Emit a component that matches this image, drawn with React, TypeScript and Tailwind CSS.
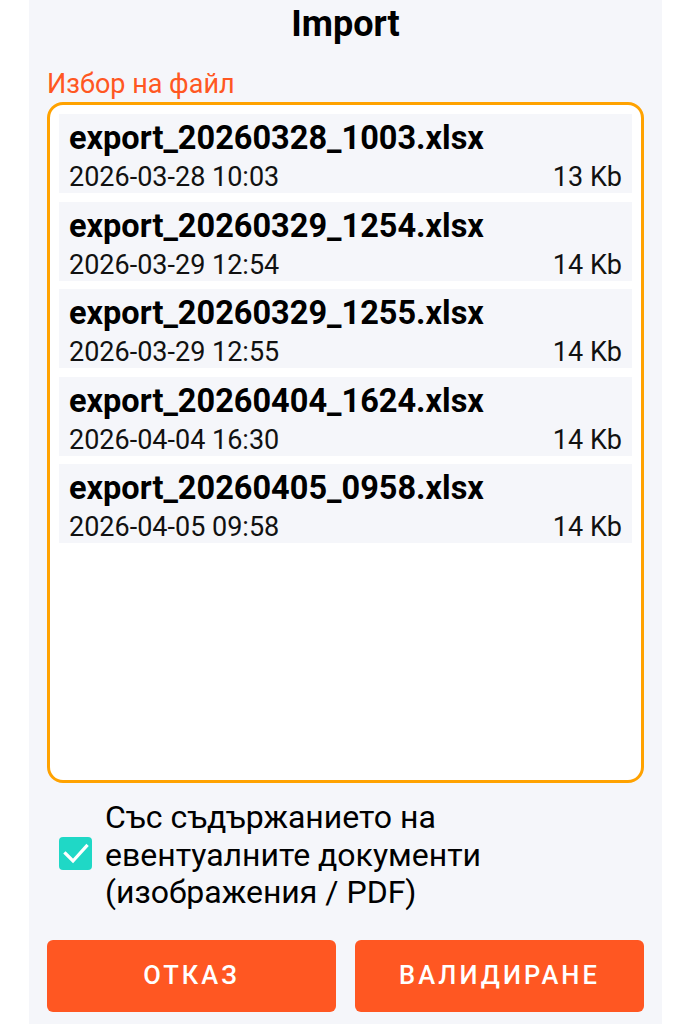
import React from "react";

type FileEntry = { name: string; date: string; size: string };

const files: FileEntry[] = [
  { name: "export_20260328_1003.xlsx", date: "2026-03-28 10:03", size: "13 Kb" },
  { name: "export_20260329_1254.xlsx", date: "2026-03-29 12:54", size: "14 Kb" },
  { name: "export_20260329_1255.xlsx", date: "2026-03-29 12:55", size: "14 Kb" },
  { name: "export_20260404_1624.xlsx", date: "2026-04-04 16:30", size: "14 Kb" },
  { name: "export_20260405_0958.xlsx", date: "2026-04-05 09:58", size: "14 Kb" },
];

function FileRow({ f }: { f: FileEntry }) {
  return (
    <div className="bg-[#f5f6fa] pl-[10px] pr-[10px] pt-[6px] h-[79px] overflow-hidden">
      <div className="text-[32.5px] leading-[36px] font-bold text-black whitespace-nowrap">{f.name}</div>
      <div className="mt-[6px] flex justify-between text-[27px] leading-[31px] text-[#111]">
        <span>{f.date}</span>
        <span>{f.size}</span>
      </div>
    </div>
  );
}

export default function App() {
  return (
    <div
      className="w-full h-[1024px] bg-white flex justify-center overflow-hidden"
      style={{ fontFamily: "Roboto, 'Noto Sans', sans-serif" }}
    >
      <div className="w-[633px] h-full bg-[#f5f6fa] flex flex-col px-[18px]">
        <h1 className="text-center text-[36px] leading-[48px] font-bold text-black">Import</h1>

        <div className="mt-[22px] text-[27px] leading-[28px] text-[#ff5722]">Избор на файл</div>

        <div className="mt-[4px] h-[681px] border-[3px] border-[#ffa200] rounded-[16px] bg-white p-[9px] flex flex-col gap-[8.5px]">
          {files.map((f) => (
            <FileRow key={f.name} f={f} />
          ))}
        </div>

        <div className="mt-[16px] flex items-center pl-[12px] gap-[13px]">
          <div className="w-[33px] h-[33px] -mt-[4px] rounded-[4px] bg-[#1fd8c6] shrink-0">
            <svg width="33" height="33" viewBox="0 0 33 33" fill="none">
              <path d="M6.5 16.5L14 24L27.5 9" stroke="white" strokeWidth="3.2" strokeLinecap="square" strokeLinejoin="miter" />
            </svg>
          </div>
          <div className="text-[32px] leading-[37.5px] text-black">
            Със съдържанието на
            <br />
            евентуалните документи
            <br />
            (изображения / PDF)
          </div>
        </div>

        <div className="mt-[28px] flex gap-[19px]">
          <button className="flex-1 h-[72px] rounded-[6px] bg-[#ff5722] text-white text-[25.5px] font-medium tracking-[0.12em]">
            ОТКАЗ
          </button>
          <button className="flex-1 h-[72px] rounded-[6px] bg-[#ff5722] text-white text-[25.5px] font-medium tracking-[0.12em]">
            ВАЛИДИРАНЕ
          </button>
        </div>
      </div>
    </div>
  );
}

════

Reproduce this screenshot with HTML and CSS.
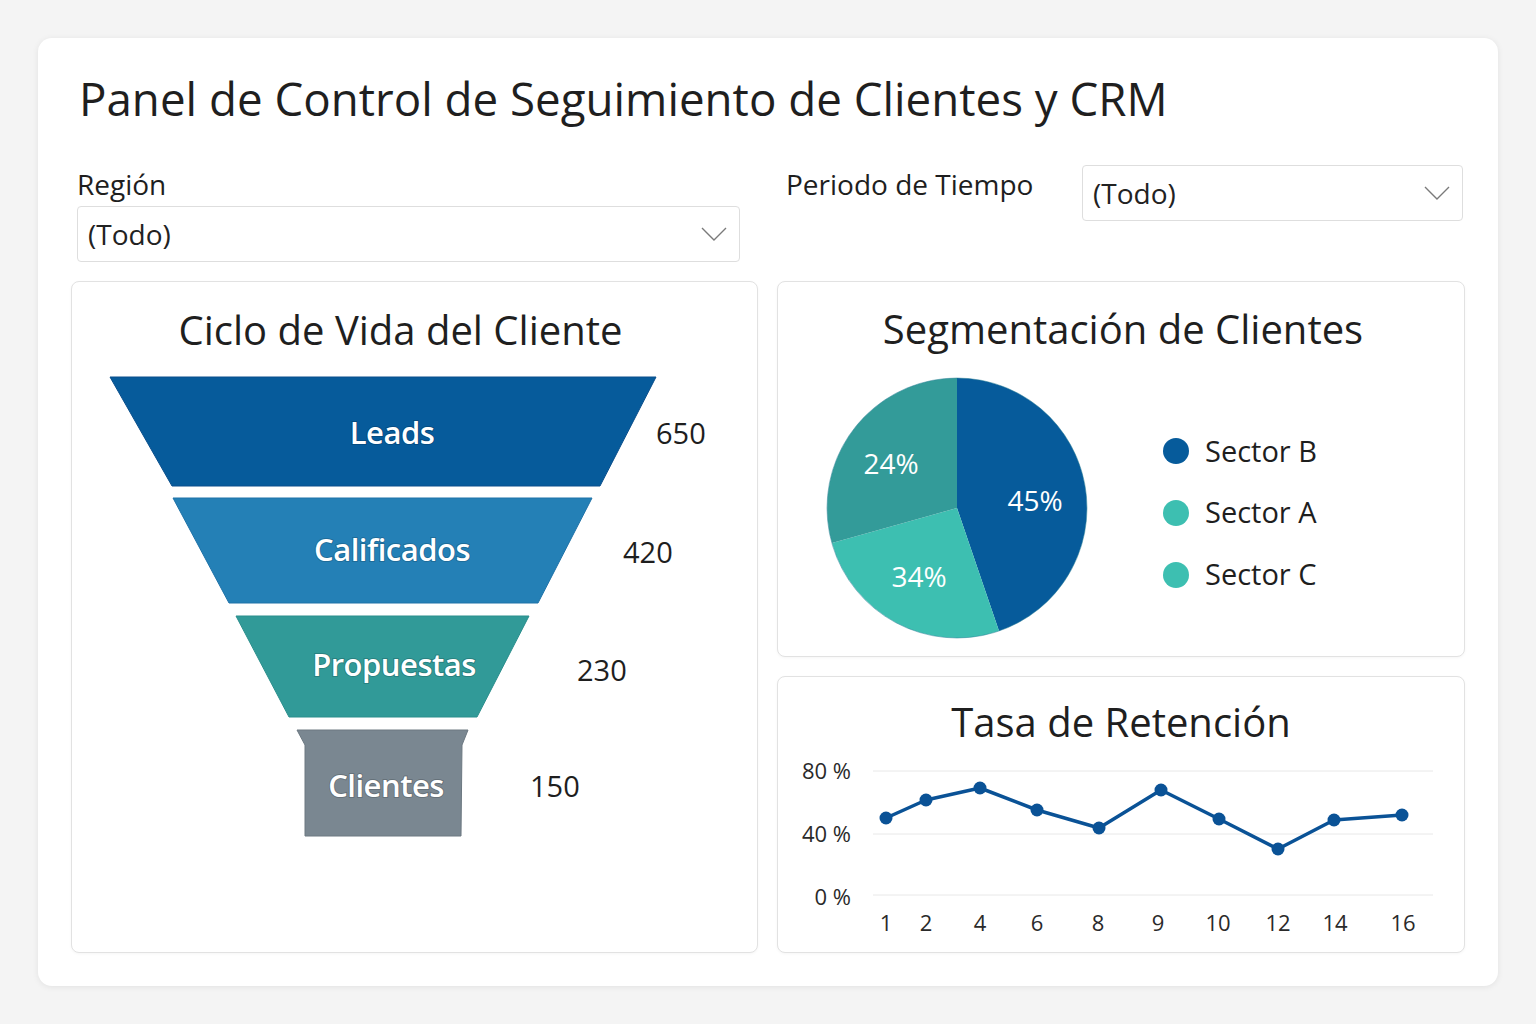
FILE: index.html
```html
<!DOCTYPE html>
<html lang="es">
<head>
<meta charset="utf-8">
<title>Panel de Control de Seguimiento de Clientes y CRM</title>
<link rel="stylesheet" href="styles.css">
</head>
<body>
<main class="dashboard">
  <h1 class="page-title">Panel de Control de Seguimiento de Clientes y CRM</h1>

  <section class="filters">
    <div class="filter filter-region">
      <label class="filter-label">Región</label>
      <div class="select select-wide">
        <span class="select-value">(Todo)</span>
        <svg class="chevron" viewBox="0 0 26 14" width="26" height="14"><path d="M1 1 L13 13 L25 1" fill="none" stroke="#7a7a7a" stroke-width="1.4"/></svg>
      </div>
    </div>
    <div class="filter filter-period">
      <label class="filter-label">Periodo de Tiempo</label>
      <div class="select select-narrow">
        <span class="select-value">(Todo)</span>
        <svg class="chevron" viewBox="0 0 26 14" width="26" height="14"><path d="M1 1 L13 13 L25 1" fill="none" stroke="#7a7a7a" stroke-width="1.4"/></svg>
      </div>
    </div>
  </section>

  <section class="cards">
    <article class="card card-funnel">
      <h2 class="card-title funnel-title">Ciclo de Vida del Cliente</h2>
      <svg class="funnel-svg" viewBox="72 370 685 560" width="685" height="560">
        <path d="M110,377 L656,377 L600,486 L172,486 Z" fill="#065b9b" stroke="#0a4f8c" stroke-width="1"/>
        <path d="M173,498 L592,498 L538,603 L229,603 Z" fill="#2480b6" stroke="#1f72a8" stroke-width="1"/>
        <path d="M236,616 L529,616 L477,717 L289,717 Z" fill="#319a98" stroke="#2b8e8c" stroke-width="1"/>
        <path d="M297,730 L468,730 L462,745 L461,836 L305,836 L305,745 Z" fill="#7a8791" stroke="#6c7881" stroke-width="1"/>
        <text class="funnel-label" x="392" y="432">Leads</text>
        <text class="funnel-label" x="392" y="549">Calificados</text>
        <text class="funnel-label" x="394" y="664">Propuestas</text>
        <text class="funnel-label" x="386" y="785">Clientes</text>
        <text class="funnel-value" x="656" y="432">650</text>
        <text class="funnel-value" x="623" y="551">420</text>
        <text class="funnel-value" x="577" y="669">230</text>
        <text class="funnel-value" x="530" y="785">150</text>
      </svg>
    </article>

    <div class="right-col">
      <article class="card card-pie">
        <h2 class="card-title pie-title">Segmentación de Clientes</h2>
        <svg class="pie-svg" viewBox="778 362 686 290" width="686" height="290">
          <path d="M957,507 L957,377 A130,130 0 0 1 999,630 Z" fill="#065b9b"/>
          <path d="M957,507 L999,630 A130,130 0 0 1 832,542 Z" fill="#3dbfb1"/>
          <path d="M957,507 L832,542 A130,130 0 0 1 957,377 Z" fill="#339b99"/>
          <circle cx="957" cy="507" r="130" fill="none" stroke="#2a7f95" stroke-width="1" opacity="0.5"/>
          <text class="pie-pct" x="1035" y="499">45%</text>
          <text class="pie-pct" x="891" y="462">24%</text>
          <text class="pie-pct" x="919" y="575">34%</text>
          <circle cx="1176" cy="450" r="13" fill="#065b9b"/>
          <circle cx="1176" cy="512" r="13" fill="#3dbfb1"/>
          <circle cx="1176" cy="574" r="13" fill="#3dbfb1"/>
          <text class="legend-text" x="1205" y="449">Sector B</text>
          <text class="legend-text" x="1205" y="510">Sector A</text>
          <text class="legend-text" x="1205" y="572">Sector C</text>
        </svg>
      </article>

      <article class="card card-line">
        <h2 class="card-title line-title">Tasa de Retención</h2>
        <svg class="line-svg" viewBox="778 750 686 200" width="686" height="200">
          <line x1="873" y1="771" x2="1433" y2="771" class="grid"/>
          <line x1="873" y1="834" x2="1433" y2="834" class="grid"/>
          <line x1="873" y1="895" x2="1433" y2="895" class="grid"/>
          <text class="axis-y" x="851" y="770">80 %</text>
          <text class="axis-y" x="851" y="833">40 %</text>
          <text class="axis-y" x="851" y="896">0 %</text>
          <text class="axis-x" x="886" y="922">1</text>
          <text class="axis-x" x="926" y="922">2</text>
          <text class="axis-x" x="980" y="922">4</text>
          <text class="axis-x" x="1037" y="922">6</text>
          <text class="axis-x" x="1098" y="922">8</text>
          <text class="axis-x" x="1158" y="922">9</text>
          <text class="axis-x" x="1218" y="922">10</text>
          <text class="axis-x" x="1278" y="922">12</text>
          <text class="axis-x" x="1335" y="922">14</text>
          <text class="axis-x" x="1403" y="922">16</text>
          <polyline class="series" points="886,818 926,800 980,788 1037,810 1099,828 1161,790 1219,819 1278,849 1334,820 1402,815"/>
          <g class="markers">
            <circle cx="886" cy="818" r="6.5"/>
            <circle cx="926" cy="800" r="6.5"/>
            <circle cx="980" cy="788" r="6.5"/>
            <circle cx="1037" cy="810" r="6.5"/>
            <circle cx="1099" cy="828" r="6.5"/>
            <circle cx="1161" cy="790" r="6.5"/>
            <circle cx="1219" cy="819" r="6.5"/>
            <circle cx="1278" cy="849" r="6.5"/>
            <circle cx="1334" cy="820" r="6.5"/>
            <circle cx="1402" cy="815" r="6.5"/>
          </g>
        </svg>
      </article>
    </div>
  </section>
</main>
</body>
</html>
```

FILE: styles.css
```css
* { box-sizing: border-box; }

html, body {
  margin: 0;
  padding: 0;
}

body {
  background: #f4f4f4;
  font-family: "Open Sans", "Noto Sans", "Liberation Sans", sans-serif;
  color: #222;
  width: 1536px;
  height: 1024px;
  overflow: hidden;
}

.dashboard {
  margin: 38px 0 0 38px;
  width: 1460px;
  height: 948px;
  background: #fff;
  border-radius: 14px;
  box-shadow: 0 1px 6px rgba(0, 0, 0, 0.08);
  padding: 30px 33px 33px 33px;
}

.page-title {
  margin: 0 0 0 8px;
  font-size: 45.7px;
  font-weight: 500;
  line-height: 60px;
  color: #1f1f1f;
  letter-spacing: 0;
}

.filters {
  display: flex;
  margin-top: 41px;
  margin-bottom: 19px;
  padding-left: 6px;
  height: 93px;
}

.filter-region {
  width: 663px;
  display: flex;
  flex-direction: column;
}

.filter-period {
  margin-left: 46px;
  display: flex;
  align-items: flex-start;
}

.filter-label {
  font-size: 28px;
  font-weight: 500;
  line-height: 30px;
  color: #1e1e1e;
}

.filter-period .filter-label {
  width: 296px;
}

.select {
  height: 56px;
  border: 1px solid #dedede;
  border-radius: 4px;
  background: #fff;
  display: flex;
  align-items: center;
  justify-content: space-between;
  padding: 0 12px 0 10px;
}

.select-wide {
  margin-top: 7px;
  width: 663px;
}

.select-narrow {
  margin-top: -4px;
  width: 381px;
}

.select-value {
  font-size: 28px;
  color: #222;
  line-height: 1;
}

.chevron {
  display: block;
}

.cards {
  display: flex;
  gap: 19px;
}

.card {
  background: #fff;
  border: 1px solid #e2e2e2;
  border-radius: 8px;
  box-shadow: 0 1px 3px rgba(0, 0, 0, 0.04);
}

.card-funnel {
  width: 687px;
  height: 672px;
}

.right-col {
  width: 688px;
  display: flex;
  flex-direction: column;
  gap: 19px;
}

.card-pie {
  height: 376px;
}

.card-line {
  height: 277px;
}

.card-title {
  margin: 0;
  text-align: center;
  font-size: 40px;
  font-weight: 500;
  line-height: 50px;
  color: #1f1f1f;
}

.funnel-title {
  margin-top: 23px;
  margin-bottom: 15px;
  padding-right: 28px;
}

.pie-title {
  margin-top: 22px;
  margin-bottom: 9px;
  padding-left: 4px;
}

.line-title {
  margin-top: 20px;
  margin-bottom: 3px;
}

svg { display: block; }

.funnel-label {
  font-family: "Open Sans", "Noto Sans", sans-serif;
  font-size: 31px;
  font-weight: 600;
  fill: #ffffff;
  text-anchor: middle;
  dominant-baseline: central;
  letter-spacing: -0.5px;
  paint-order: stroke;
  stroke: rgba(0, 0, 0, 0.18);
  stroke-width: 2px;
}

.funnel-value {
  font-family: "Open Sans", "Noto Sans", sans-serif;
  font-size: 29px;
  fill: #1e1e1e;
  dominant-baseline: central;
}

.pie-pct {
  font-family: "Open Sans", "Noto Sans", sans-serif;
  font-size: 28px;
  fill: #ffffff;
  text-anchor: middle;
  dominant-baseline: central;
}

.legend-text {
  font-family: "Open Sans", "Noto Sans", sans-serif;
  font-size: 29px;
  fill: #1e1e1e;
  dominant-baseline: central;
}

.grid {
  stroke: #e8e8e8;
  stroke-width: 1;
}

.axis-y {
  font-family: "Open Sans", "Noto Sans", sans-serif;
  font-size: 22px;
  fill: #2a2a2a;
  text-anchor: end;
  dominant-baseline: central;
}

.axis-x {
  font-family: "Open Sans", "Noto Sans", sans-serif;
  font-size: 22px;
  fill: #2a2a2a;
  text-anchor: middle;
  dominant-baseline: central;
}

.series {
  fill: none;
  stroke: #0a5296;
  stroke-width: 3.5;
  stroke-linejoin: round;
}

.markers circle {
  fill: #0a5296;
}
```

════

→ **WHAT THE TASK REQUIRES**:
From the records above, extract the lines from the one holding "Emit a component" through the one holding "string; date: string;", word for word; omit the pictures.

→ **PROBLEM SOLUTION**:
Emit a component that matches this image, drawn with React, TypeScript and Tailwind CSS.
import React from "react";

type FileEntry = { name: string; date: string; size: string };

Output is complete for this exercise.